Burton, Romney, and Massachusetts Attorney General Thomas Reilly, a Democrat, reasonably suspect that Billy Bulger is lying. A younger Bulger brother, John, known as “Jackie,” will be sentenced by a federal judge September 3. Jackie pled guilty to lying to a grand jury when he testified that he had not talked with Whitey, and knew nothing about a safe deposit box where Whitey used to stuff ill-gotten cash.

There is also the dicey matter of a senior FBI agent tipping off Whitey Bulger and accomplice Stephen “The Rifleman” Flemmi before they were about to be indicted. That agent, John B. Connolly, grew up in Southie, knew the Bulger brothers, and worked on several of William Bulger’s campaigns. Connolly “ran” Whitey and Flemmi as his informants. Connolly is currently serving a 10-year prison term for racketeering, obstruction of justice, and lying to an FBI agent in shielding the two gangsters.

On Thursday, the Boston papers and television stations were full of earnest stories about how Romney made William Bulger a symbol of the corrupt Democratic establishment that he (Romney) was determined to take apart. One is tempted to say, “No foolin’, Sherlock,” only using a less polite word. It required no effort to make Bulger a “symbol” of anything. Bulger is the Massachusetts Democratic establishment personified.

Romney first tried “restructuring” the administration of UMass, which, not coincidentally, would have eliminated William Bulger’s job, his staff, and his cushy salary and budget. That forced the Great and General Court of the Commonwealth to vote up or down on Billy Bulger, something the Democrat-dominated legislature really did not want to do. They voted to keep him, no surprise.

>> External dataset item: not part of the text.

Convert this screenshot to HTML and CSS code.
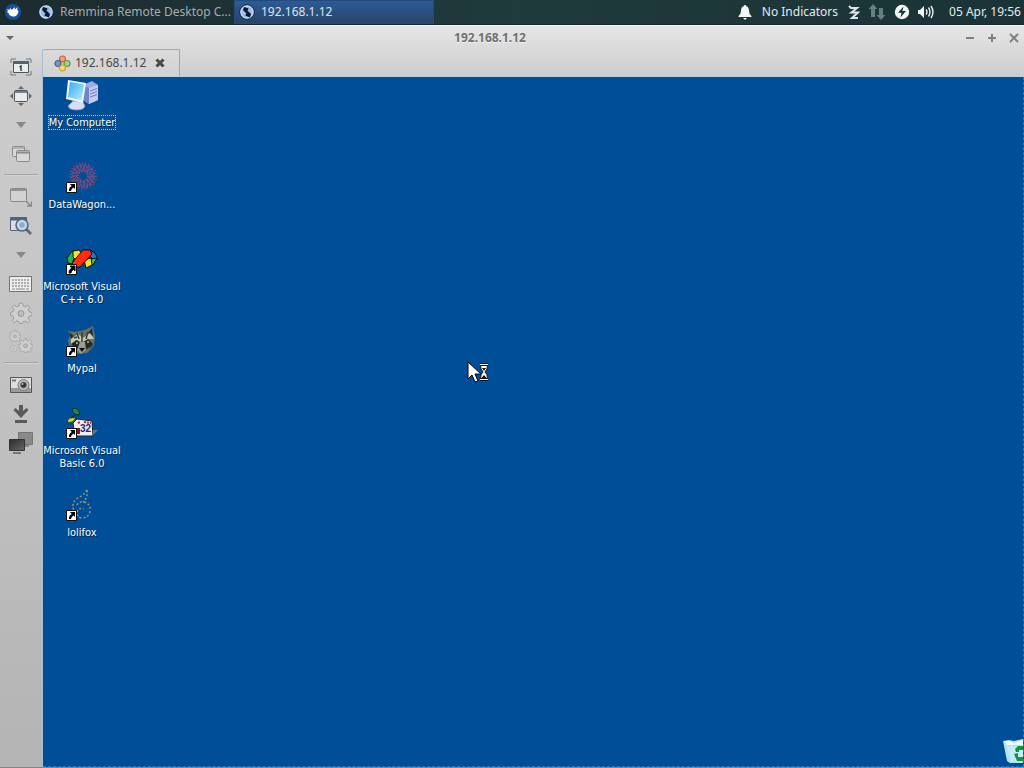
FILE: index.html
```html
<!DOCTYPE html>
<html lang="en">
<head>
<meta charset="utf-8">
<title>192.168.1.12</title>
<link rel="stylesheet" href="styles.css">
</head>
<body>
<svg class="defs" aria-hidden="true">
  <defs>
    <linearGradient id="screen" x1="0" y1="0" x2="1" y2="1"><stop offset="0" stop-color="#3aa6ee"/><stop offset="1" stop-color="#b4f2fb"/></linearGradient>
    <linearGradient id="dark" x1="0" y1="0" x2="1" y2="1"><stop offset="0" stop-color="#2d2d2d"/><stop offset="1" stop-color="#666"/></linearGradient>
    <symbol id="remmina" viewBox="0 0 16 16"><circle cx="8" cy="8" r="7.300" fill="#9fbfe8" stroke="#14233c"/><circle cx="8" cy="8" r="6" fill="none" stroke="#cfe1f8"/><path d="M5 3l5 1.500L8.500 6.500 12 10l-1 3.500-5-2L7.500 9.500 4 6z" fill="#0c1730"/><path d="M9 4l1.500.5L9 6.500M5 11l2 1" fill="none" stroke="#7fa3d2"/></symbol>
    <symbol id="shortcut" viewBox="0 0 11 11"><path d="M.5.500h10v10H.5z" fill="#fff" stroke="#111"/><path d="M4 2h5v5L7.500 5.500Q5 7 5 9H3Q2.500 6 5.800 4z" fill="#000"/></symbol>
    <symbol id="gear" viewBox="0 0 22 22"><path d="M9.500 1h3l.6 3 2 .9 2.600-1.700 2.100 2.100L18.200 8l.8 1.800 3 .7v3l-3 .7-.9 2 1.700 2.500-2.100 2.100-2.600-1.700-2 .8-.6 1.600h-3l-.6-1.800-2-.8-2.600 1.700-2.100-2.100L3.900 16 3 14l-2.500-.6v-3L3 9.800 3.900 8 2.200 5.300l2.100-2.100 2.600 1.700 2-.9z" fill="#cfcfcf" stroke="#9c9c9c"/><circle cx="11" cy="11.500" r="3" fill="#bdbdbd" stroke="#989898"/></symbol>
  </defs>
</svg>

<header class="panel">
  <button class="menu" aria-label="Applications"><svg width="16" height="16" viewBox="0 0 16 16"><circle cx="8" cy="8" r="8" fill="#14509c"/><path d="M2 5l2.500 1L5 4l2 2 2.500-3 .5 2.500L12.500 3l-.3 3 1.300 1Q13 11 10 12.500q-3.500.5-5.500-1.500Q4 9 2 8l1-1z" fill="#fff"/></svg></button>
  <nav class="tasks">
    <button class="task"><svg width="16" height="16"><use href="#remmina"/></svg><span>Remmina Remote Desktop C...</span></button>
    <button class="task active"><svg width="16" height="16"><use href="#remmina"/></svg><span>192.168.1.12</span></button>
  </nav>
  <div class="tray">
    <svg width="14" height="16" viewBox="0 0 14 16" fill="#f2f7f7"><path d="M7 1q1.200 0 1.300 1.300Q11 3 11 7q0 3 2.500 5v1H.5v-1Q3 10 3 7q0-4 2.700-4.700Q5.800 1 7 1zM5 14h4l-2 2z"/></svg>
    <span class="indicators">No Indicators</span>
    <svg width="12" height="16" viewBox="0 0 12 16"><path d="M1 2l2 2h6L3.500 8.500H10L4 14h6" fill="none" stroke="#dce6e6" stroke-width="2"/></svg>
    <svg width="18" height="16" viewBox="0 0 18 16" fill="#647f80"><path d="M5 0l4.500 5H7v8H3V5H.5zM13 16l-4.500-5H11V4h4v7h2.500z"/></svg>
    <svg width="16" height="16" viewBox="0 0 16 16"><circle cx="8" cy="8" r="7.200" fill="#f2f7f7"/><path d="M9.500 2.500L4 8.800h3.500L6.500 13.500 12 7H8.500z" fill="#1c3335"/></svg>
    <svg width="16" height="16" viewBox="0 0 16 16"><path d="M0 6h2l4-4v12l-4-4H0z" fill="#f2f7f7"/><path d="M8 5.500q2 2.500 0 5M10.500 3.500q3 4.500 0 9M13 2q4 6 0 12" fill="none" stroke="#e8efef" stroke-width="1.400"/></svg>
    <time class="clock">05 Apr, 19:56</time>
  </div>
</header>

<main class="window">
  <div class="titlebar">
    <button aria-label="Window menu"><svg width="10" height="6"><path d="M1 1h8L5 5z" fill="#666"/></svg></button>
    <h1>192.168.1.12</h1>
    <div class="controls">
      <button aria-label="Minimize"><svg width="10" height="10"><path d="M1 5h8" stroke="#808080" stroke-width="2"/></svg></button>
      <button aria-label="Maximize"><svg width="10" height="10"><path d="M1 5h8M5 1v8" stroke="#808080" stroke-width="2"/></svg></button>
      <button aria-label="Close"><svg width="10" height="10"><path d="M1 1l8 8M9 1L1 9" stroke="#808080" stroke-width="2"/></svg></button>
    </div>
  </div>
  <div class="body">
    <aside class="toolbar">
      <button aria-label="Fit window"><svg width="22" height="18" viewBox="0 0 22 18"><path d="M1 5V1h5M16 1h5v4M21 13v4h-5M6 17H1v-4" fill="none" stroke="#777"/><path d="M3.500 3.500h15v11h-15z" fill="#e9edef" stroke="#555"/><path d="M3 3h16v3H3z" fill="#59636b"/><path d="M9.500 9L11 8v5" fill="none" stroke="#333" stroke-width="1.400"/></svg></button>
      <button aria-label="Fullscreen"><svg width="22" height="20" viewBox="0 0 22 20"><path d="M11 0l3 3H8zM11 20l3-3H8zM0 10l3-3v6zM22 10l-3-3v6z" fill="#666"/><rect x="4.500" y="4.500" width="13" height="11" rx="1" fill="#e8ecef" stroke="#505050"/><path d="M5 5h12v2H5z" fill="#77818a"/></svg></button>
      <button aria-label="Fullscreen options"><svg width="10" height="6"><path d="M0 0h10L5 6z" fill="#888"/></svg></button>
      <button aria-label="Switch tab pages"><svg width="20" height="18" viewBox="0 0 20 18" fill="#d8d8d8" stroke="#8a8a8a"><rect x="1.500" y="1.500" width="12" height="10" rx="1"/><path d="M2 3h11"/><rect x="5.500" y="5.500" width="13" height="11" rx="1"/><path d="M6 7.500h12" stroke-width="2"/></svg></button>
      <hr>
      <button aria-label="Dynamic resolution"><svg width="22" height="20" viewBox="0 0 22 20"><rect x=".5" y="1.500" width="16" height="13" rx="1" fill="#d2d2d2" stroke="#888"/><path d="M1 3h15" stroke="#929292" stroke-width="2"/><path d="M16 14l5 5M17 19h4.500v-4.500" fill="none" stroke="#888" stroke-width="1.500"/></svg></button>
      <button aria-label="Scaled mode"><svg width="22" height="20" viewBox="0 0 22 20"><path d="M.5 1.500h16v13H.5z" fill="#d9dfe5" stroke="#5b6167"/><path d="M1 3h15" stroke="#526373" stroke-width="3"/><path d="M16 13l5 5" stroke="#616a75" stroke-width="3"/><circle cx="12" cy="9" r="6" fill="#b9d0e8" stroke="#50657d" stroke-width="1.500"/><circle cx="12" cy="9" r="3.500" fill="#8dadcf" stroke="#dce9f5"/></svg></button>
      <button aria-label="Scaling options"><svg width="10" height="6"><path d="M0 0h10L5 6z" fill="#888"/></svg></button>
      <button aria-label="Grab keyboard"><svg width="23" height="18" viewBox="0 0 23 18"><path d="M.5 1.500h22v15H.5z" fill="#ededed" stroke="#737373"/><path d="M3 5h17M3 8h17M3 11h17" stroke="#999" stroke-width="1.500" stroke-dasharray="2 1"/><path d="M3 14h3M7 14h9M17 14h3" stroke="#888"/></svg></button>
      <button aria-label="Preferences"><svg width="22" height="22"><use href="#gear"/></svg></button>
      <button aria-label="Tools"><svg width="24" height="24"><use href="#gear" width="12" height="12"/><use href="#gear" x="9" y="8" width="15" height="15"/><use href="#gear" x="1" y="15" width="7" height="7"/></svg></button>
      <hr>
      <button aria-label="Screenshot"><svg width="22" height="18" viewBox="0 0 22 18"><path d="M.5 1.500h21v15H.5z" fill="#ddd" stroke="#555"/><path d="M1 14h20" stroke="#999" stroke-width="4"/><path d="M2 3.500h4v2H2z" fill="#777"/><circle cx="13.500" cy="9" r="5.500" fill="#c1c1c1" stroke="#777"/><circle cx="13.500" cy="9" r="3" fill="#333" stroke="#777"/><circle cx="12.500" cy="8" r="1" fill="#bbb"/></svg></button>
      <button aria-label="Minimize window"><svg width="16" height="18" viewBox="0 0 16 18"><path d="M6 0h4v6l3.500-3L15.500 5 8 13 .5 5l2-2L6 6zM2 15h12v3H2z" fill="#595959"/></svg></button>
      <button aria-label="Disconnect"><svg width="24" height="24" viewBox="0 0 24 24"><path d="M9.500 1.500h14v12h-14z" fill="#898989" stroke="#757575"/><path d="M13 15h7" stroke="#888" stroke-width="2"/><path d="M.5 8.500h15v11H.5z" fill="url(#dark)" stroke="#333"/><path d="M4 22h8" stroke="#777" stroke-width="2"/></svg></button>
    </aside>
    <section class="session">
      <div class="tabs">
        <div class="tab">
          <svg width="17" height="17" viewBox="0 0 17 17" stroke-width="1.200"><circle cx="8.500" cy="4" r="3" fill="#f3a174" stroke="#c8603b"/><circle cx="4" cy="8.500" r="3" fill="#8094b6" stroke="#435d91"/><circle cx="13" cy="8.500" r="3" fill="#a9cf82" stroke="#659346"/><circle cx="8.500" cy="13" r="3" fill="#f4de5d" stroke="#c8a62a"/></svg>
          <span>192.168.1.12</span>
          <button aria-label="Close tab"><svg width="10" height="10"><path d="M1.500 1.500l7 7M8.500 1.500l-7 7" stroke="#484848" stroke-width="3"/></svg></button>
        </div>
      </div>
      <div class="desktop">
        <a class="item selected" href="#"><svg width="34" height="32" viewBox="0 0 34 32"><path d="M18 6l9-4 6 4v15l-9 4-6-4z" fill="#9cabe0"/><path d="M18 6l6 3v16l-6-4z" fill="#6f83cb"/><path d="M24 9l9-3v15l-9 4z" fill="#c2c8ef"/><path d="M25 12l7-2.500M25 15l7-2.500M25 18l7-2.500" stroke="#727bb8"/><path d="M8 22l10 1 2 4q-1 4-8 4-8 0-9-4z" fill="#d8dcf6" stroke="#868dcc" stroke-width=".7"/><path d="M3 1l18 3-3 20L1 20z" fill="#edf6ff"/><path d="M5 3l14 2.500-2.500 16L3 18z" fill="url(#screen)"/></svg><span>My Computer</span></a>
        <a class="item" href="#"><svg width="32" height="32" viewBox="0 0 32 32" fill="none"><g stroke="#8a4468" stroke-width="2" stroke-dasharray="2 1"><circle cx="17" cy="15" r="5"/><circle cx="17" cy="15" r="9"/><circle cx="17" cy="15" r="13" stroke-dasharray="1 2"/></g><g stroke="#5e4f93" stroke-width="2" stroke-dasharray="3 1"><circle cx="17" cy="15" r="7"/><circle cx="17" cy="15" r="11"/></g><use href="#shortcut" y="21" width="11" height="11"/></svg><span>DataWagon...</span></a>
        <a class="item" href="#"><svg width="32" height="32" viewBox="0 0 32 32" stroke="#111"><path d="M1 15l5-7 4 2-4 11-4-1z" fill="#20b846"/><path d="M7 8l6-1 4 5-6 6-4-4z" fill="#ffdc28"/><path d="M24 7l5 3 3 6-4 1-6-6z" fill="#2673d0"/><path d="M31 15l-4 7-5 1 3-7z" fill="#35c54d"/><path d="M18 17l7-2 1 7-6 3z" fill="#ffdc28"/><path d="M6 20L17 7h7l2 4-12 13H8z" fill="#ff2b12"/><use href="#shortcut" y="21" width="11" height="11"/></svg><span>Microsoft Visual<br>C++ 6.0</span></a>
        <a class="item" href="#"><svg width="32" height="32" viewBox="0 0 32 32"><path d="M2 6l7 1 10-2 8-4 2 10-1 10-7 7-9 1-8-6-2-7 2-5z" fill="#687064"/><path d="M3 7l5 4-3 3zM26 3l1 8-5-3z" fill="#252c29"/><path d="M5 14l7-5 5 4 7-5 4 6-5 0-7 3-6-2-5 4z" fill="#c6c9bb"/><path d="M5 19l6-4 4 4 7-5 5 5-6 5-6 1-6-2z" fill="#202a27"/><path d="M14 17h5l1 8-5 4-4-4z" fill="#9b9f8f"/><path d="M13 23h6l-3 4z" fill="#101010"/><path d="M16 7v10M11 8l2 6M22 7l-2 7M23 23l4-3M8 13l3-1" stroke="#383f39" stroke-width="1.500"/><circle cx="11" cy="18" r="1" fill="#d8b95f"/><circle cx="22" cy="17" r="1" fill="#d8b95f"/><use href="#shortcut" y="21" width="11" height="11"/></svg><span>Mypal</span></a>
        <a class="item" href="#"><svg width="32" height="32" viewBox="0 0 32 32"><path d="M6 2q6-3 8 5-6 3-8-5z" fill="#26844a" stroke="#092f1e"/><path d="M1 15q1-6 9-4-3 6-9 4z" fill="#c7cf3b" stroke="#243917"/><path d="M5 11l4-3" stroke="#0a2c20"/><path d="M7 16l4-4 15 2 1 15H9z" fill="#eee" stroke="#222"/><path d="M27 23h5l-5 5z" fill="#687886"/><path d="M12 16l2-1M18 15l7 1" stroke="#b32734" stroke-width="2" stroke-dasharray="2 1"/><text class="badge" x="14" y="25">32</text><path d="M10 21h4v6h-4z" fill="#7b2020"/><use href="#shortcut" y="21" width="11" height="11"/></svg><span>Microsoft Visual<br>Basic 6.0</span></a>
        <a class="item" href="#"><svg width="32" height="32" viewBox="0 0 32 32"><path d="M21 1q-4 6-11 9-5 5-2 12M21 1q1 8-4 12M11 16q2-4 7-3 7 2 6 9-1 7-9 7-5-2-4-6 2-5 7-3" fill="none" stroke="#969a68" stroke-width="1.500" stroke-dasharray="2 2"/><use href="#shortcut" y="21" width="11" height="11"/></svg><span>lolifox</span></a>
        <svg class="pointer" width="22" height="22" viewBox="0 0 22 22"><path d="M1 1v17l4-4 3 7 3-1-3-7h6z" fill="#fff" stroke="#050505"/><path d="M13 3.500h8M13 18.500h8" stroke="#111" stroke-width="3"/><path d="M13.500 4.500h7q0 4-2.500 6.500 2.500 2 2.500 6.500h-7q0-4.500 2.500-6.500-2.500-2.500-2.500-6.500z" fill="#fff" stroke="#111"/><path d="M13 3.500h8M13 18.500h8" stroke="#fff"/><path d="M15 7h4l-2 3zM14.500 17l2.500-3 2.500 3z" fill="#111"/></svg>
        <svg class="trash" role="img" aria-label="Recycle Bin" width="20" height="26" viewBox="0 0 20 26"><path d="M0 3l6-1 5 1 9-2v24H7l-3-2z" fill="#aee4f4"/><path d="M1 3l5 0 5 2 9-3v5L4 7z" fill="#f2fcff"/><path d="M4 8l12 1 4 2v12H8z" fill="#c2edf8"/><path d="M12 11l3-3h5v4h-4v2h-3zM11 16l4-1v4h5v4h-6z" fill="#15933d"/></svg>
      </div>
    </section>
  </div>
</main>
</body>
</html>
```
FILE: styles.css
```css
* { box-sizing: border-box; }
body {
  margin: 0;
  min-height: 100vh;
  display: flex;
  flex-direction: column;
  font: 12px/16px "Noto Sans", "Open Sans", sans-serif;
  color: #484848;
}
button {
  margin: 0;
  padding: 0;
  border: 0;
  background: none;
  color: inherit;
  font: inherit;
  display: flex;
  align-items: center;
  justify-content: center;
}
svg { display: block; flex: none; }
.defs { position: absolute; width: 0; height: 0; }

.panel {
  height: 25px;
  display: flex;
  align-items: center;
  background: linear-gradient(90deg, #1c2b30, #203b3c 50%, #1a3336);
  border-bottom: 1px solid #14272a;
  color: #e3ebeb;
}
.menu { width: 26px; height: 24px; }
.tasks { display: flex; flex: 1; min-width: 0; padding-left: 8px; }
.task {
  width: 200px;
  height: 24px;
  padding: 0 4px;
  gap: 6px;
  justify-content: flex-start;
  color: #a5acae;
  white-space: nowrap;
}
.task.active {
  background: linear-gradient(#2c5b96, #29456a);
  border: 1px solid #244b7c;
  color: #dbe6f3;
}
.tray { display: flex; align-items: center; gap: 8px; padding-right: 3px; white-space: nowrap; }
.indicators { padding: 0 2px; }
.clock { padding-left: 7px; }

.window {
  flex: 1;
  display: flex;
  flex-direction: column;
  background: linear-gradient(#e6e6e6, #cdcdcd 50px, #b4b4b4);
  border-top: 1px solid #f5f5f5;
  border-bottom: 1px solid #858585;
}
.titlebar { height: 23px; display: flex; align-items: center; padding: 0 5px; }
.titlebar h1 {
  flex: 1;
  margin: 0;
  font-size: 12px;
  line-height: 16px;
  text-align: center;
  color: #707070;
  text-shadow: 0 1px #f2f2f2;
}
.controls { display: flex; gap: 12px; }

.body { flex: 1; display: flex; }
.toolbar { width: 43px; padding-top: 3px; border-right: 1px solid #a9bdd3; }
.toolbar button { width: 41px; height: 29px; }
.toolbar hr {
  height: 2px;
  margin: 6px 4px;
  border: 0;
  border-top: 1px solid #a4a4a4;
  border-bottom: 1px solid #d4d4d4;
}
.session { flex: 1; display: flex; flex-direction: column; min-width: 0; }
.tabs { height: 28px; display: flex; border-bottom: 1px solid #b9d3dc; }
.tab {
  display: flex;
  align-items: center;
  gap: 4px;
  padding: 0 14px 0 11px;
  border: 1px solid #a5a5a5;
  border-width: 1px 1px 0 0;
  border-radius: 2px 2px 0 0;
  background: linear-gradient(#dadada, #d2d2d2);
}
.tab button { margin-left: 5px; }

.desktop {
  flex: 1;
  position: relative;
  display: flex;
  flex-direction: column;
  align-items: flex-start;
  padding-top: 2px;
  background: #004e98;
  border: 1px dashed #3c71a4;
  border-width: 0 1px 1px 0;
}
.item {
  width: 78px;
  height: 82px;
  display: flex;
  flex-direction: column;
  align-items: center;
  gap: 5px;
  color: #fff;
  font: 11px/13px "DejaVu Sans Condensed", "DejaVu Sans", sans-serif;
  text-align: center;
  text-decoration: none;
  text-shadow: 1px 1px #00284f;
  white-space: nowrap;
}
.item.selected span { outline: 1px dotted #b4cbe0; }
.badge { font: bold 10px "Liberation Sans", sans-serif; fill: #27258b; text-shadow: none; }
.pointer { position: absolute; left: 424px; top: 284px; }
.trash { position: absolute; right: 0; bottom: 2px; }
```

And that was supposed to be that. Mitt Romney did not stop. He promised to appoint three new members to the University’s board of trustees this fall. He can follow up with further appointments at intervals until, in 2006, on the eve of his run for re-election, he controls the whole of it.

Bulger, seeing the moving finger write, decided to move on while he still had a sympathetic board to deal with. In a meeting that, according to TheBostonChannel.com, was unknown to anyone, including the Governor, Bulger cut himself a last sweetheart deal last Wednesday night. “Million Dollar Bill!” blared the headline the next day in the Boston Herald, which loathes Bulger. That’s only a few dollars off. Bulger gets $695,000 in severance, plus $154,000 a month for a six-month sabbatical, and $111,000 in accrued pension benefits. His pension comes to $240,000 a year. For life.

Ian Bayne, Republican consultant, campaign idea man and gadfly (novembercoalition.com), points out that Bulger himself is not the issue.

“What’s going to happen now with this department, that the Governor has publicly identified as wasteful?” Bayne asks. “Yes, you’ve gotten rid of corrupt people, but you’re still paying the same amount of money for the people who replace them. They should gut that entire department.”

That question, Bayne predicts, will be the focus of the budget battle of 2005.

“It’s nice to say it’s Bulger versus Mitt,” Bayne points out, “but the administration’s mandate (from the voters) was financial — not to get rid of people they didn’t like.”